Um olhar
Um dos dramas e deslumbres e maravilhas da mente humana é ser, por mais que a queiram formatar, individual. Cada pessoa tem a sua. O mais semelhante dos nossos semelhantes é diferente de nós. A alma gémea não é gémea senão na aparência.
Ainda assim, não conseguimos deixar de estabelecer paralelos entre situações idênticas, mesmo que vividas por pessoas diferentes.
A minha mãe tem 83 anos e perdeu um filho há oito. Assisti e vivi tudo por dentro, claro. E jamais esquecerei o olhar da minha mãe - que não sei adjectivar nem classificar -, na véspera do enterro do meu irmão. Algures entre o desaparecido e o perdido, sem rumo e sem sentido, parado num tempo que nunca existiu, foi um olhar que me marcou de tal maneira que tenho a certeza de que foi responsável por uma das mais profundas mudanças que senti na vida e me trouxe até aos dias de hoje.

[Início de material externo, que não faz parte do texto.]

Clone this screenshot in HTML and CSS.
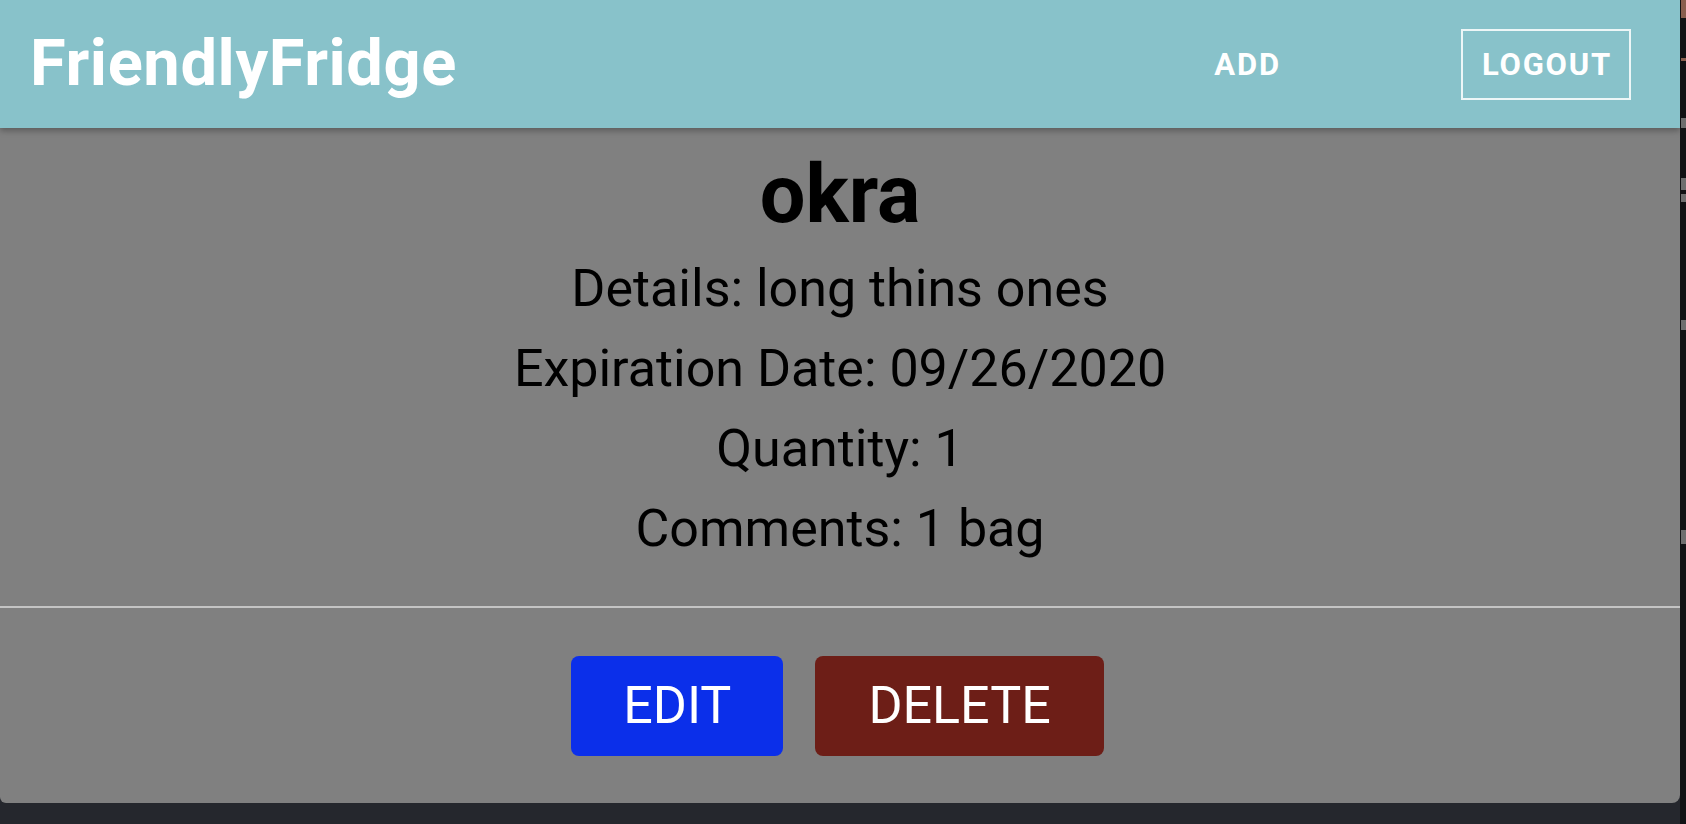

Oito anos passados, não consigo que esse olhar me abandone desde que tomei conhecimento do que está a viver a Judite de Sousa. Amiga, cúmplice de passados comuns, e uma mãe absolutamente dedicada. Só quem a conhece sabe a mãe que era. Mesmo quem a conhece não pode sonhar o que sente e sofre neste momento.
Não me larga esse olhar da minha mãe há oito anos - e o que aprendi com ele. E agora sinto, mesmo não podendo sentir o que a Judite sente. Talvez apenas consiga adivinhar o seu olhar.